== To do ==
Take the material below and extract the lines from the one with "Convert this screenshot" through the one with "import React from", word for word, without pictures.

== Dataset entries ==
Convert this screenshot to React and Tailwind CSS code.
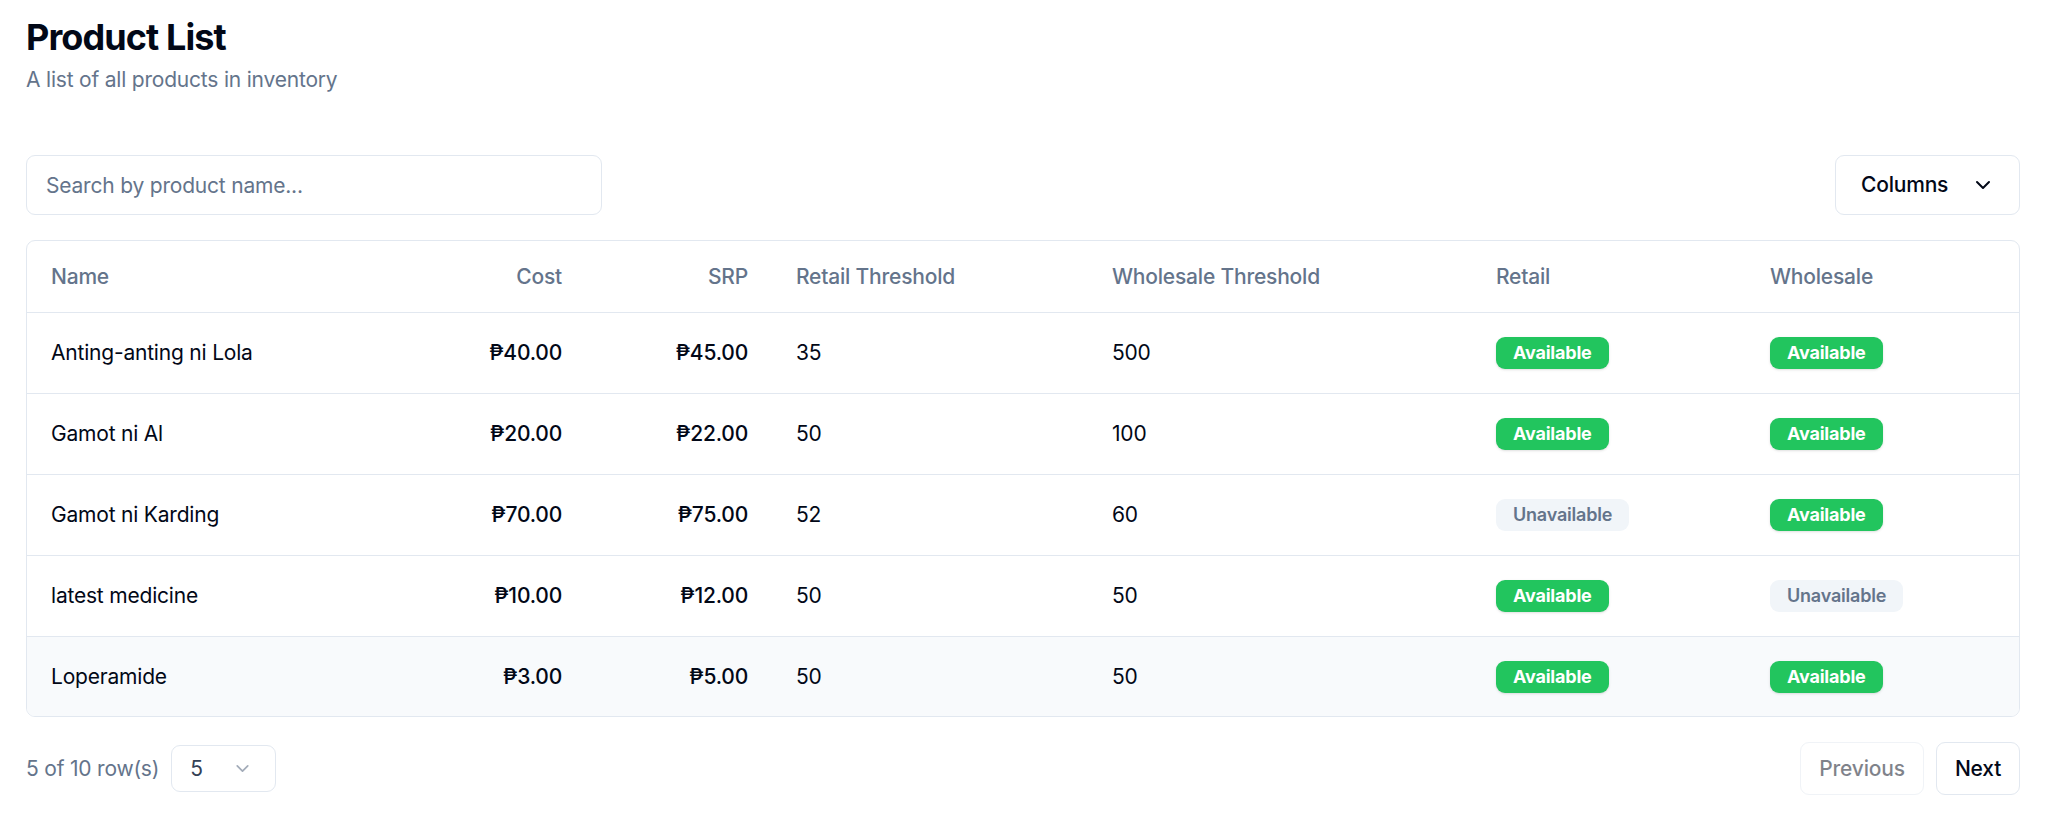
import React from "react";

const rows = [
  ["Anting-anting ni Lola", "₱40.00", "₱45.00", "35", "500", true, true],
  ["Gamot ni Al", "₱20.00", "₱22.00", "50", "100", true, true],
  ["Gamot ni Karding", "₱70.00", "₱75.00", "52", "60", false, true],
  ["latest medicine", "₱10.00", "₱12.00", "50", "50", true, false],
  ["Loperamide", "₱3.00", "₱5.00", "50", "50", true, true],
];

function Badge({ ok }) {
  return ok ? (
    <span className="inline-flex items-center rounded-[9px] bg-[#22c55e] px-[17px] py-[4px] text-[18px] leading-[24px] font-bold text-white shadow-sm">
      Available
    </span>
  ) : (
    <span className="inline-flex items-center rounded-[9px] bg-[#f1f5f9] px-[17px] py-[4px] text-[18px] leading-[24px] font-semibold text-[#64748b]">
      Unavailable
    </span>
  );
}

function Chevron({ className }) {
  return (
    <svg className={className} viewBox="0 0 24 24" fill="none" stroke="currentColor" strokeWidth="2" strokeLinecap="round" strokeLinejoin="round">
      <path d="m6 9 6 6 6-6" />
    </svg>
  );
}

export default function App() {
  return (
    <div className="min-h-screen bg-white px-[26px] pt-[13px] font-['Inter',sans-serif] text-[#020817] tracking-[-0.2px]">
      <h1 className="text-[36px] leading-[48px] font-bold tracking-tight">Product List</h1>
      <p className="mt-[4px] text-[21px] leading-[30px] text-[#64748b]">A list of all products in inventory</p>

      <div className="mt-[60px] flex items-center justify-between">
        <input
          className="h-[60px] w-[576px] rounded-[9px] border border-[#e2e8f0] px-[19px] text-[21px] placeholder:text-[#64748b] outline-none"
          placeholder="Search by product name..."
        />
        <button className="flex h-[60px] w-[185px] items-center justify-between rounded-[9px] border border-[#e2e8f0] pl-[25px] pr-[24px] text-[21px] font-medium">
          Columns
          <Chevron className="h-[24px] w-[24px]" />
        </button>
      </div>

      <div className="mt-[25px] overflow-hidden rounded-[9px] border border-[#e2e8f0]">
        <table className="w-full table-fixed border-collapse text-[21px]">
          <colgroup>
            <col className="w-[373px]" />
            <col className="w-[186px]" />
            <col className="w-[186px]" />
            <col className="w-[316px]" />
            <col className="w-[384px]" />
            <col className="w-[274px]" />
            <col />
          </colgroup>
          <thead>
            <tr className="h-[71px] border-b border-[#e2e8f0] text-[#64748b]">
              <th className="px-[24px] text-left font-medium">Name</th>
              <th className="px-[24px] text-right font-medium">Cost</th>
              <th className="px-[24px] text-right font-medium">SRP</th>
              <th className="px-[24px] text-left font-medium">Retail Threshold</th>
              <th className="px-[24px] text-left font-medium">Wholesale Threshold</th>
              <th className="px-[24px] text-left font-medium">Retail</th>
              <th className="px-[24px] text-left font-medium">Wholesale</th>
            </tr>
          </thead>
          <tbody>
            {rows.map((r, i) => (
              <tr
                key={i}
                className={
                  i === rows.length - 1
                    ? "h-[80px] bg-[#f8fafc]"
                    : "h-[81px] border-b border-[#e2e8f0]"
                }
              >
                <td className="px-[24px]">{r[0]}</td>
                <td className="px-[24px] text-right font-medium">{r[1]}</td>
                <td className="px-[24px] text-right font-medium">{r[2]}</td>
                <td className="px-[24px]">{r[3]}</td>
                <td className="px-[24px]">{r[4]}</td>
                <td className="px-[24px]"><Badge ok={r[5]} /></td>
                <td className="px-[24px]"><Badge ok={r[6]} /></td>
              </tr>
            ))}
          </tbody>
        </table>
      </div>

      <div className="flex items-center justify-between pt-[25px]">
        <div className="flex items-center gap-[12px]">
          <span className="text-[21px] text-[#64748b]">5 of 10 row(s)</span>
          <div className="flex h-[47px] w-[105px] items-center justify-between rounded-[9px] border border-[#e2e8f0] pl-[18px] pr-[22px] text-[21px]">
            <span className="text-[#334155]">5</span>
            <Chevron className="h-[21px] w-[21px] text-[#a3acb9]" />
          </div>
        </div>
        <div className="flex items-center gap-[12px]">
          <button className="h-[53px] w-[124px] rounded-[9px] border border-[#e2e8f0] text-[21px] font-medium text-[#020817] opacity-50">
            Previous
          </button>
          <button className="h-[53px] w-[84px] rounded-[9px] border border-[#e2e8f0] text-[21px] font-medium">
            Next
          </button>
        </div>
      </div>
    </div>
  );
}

...

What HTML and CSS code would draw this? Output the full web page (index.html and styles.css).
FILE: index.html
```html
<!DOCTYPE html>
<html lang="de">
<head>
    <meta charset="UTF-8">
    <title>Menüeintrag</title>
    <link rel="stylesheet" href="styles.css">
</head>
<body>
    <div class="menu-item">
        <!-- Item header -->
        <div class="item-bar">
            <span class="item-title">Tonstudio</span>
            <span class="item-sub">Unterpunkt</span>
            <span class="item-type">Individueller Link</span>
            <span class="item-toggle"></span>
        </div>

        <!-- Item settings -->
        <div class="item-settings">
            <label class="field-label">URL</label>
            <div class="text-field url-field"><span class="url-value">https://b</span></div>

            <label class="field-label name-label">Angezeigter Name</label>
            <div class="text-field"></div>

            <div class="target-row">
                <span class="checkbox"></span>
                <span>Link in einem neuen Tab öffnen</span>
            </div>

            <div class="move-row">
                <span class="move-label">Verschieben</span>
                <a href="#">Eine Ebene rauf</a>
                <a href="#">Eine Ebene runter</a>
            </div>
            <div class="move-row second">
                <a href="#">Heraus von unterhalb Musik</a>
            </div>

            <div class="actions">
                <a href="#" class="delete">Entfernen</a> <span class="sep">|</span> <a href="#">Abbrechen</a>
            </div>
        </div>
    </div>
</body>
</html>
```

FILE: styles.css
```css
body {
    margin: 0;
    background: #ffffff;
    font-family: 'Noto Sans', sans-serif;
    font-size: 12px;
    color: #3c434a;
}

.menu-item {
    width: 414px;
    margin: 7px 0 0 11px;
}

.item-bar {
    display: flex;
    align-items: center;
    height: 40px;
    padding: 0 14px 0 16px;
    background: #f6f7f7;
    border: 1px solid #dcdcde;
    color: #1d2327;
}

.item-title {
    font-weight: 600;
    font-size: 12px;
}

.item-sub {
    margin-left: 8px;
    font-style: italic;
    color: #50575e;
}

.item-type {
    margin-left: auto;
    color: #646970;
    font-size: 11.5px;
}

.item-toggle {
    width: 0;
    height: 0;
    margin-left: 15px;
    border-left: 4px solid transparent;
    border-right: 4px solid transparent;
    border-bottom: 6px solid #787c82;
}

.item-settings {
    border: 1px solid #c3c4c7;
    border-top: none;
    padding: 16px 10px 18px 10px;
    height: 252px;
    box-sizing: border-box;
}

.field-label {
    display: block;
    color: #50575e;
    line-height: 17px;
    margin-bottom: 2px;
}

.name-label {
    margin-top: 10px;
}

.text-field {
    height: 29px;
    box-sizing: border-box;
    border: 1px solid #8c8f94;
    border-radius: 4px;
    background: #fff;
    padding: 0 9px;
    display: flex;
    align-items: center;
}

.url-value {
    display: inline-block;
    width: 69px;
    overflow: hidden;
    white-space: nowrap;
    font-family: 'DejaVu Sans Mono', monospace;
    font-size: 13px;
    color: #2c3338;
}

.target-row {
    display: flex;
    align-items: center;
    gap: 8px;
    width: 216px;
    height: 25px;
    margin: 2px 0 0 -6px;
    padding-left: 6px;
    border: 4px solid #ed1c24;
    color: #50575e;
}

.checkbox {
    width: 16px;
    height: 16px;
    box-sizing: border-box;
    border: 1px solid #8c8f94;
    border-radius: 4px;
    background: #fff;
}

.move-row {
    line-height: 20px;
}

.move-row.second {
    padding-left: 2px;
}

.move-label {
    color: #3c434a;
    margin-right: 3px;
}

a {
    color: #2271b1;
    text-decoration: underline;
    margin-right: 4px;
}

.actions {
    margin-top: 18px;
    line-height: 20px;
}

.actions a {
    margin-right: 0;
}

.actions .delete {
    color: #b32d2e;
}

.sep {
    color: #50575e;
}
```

== Response to this exercise ==
Convert this screenshot to React and Tailwind CSS code.
import React from "react";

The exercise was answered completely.